[start of Recorded data]

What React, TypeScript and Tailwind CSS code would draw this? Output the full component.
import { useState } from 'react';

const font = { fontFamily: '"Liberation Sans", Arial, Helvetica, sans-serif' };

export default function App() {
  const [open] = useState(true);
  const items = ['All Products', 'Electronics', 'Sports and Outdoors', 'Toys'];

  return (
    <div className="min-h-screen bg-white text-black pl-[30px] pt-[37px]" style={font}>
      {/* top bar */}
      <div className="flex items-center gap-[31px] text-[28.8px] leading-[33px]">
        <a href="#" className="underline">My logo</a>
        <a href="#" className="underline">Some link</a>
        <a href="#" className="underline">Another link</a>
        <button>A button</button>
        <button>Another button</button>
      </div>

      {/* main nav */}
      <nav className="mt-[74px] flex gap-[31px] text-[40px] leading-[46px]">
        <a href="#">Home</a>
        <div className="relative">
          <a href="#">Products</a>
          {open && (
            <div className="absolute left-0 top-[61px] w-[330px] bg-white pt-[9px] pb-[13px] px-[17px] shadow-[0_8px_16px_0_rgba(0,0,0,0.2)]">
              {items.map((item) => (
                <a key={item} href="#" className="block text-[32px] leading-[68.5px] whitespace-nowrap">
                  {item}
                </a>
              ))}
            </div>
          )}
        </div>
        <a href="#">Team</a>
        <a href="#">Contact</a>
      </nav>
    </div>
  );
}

[end of Recorded data]

Problem details: Can you write out the lines above, from the first one through the one containing "Arial, Helvetica, sans-serif'", exactly as they appear and nothing more?

Task answer:
What React, TypeScript and Tailwind CSS code would draw this? Output the full component.
import { useState } from 'react';

const font = { fontFamily: '"Liberation Sans", Arial, Helvetica, sans-serif' };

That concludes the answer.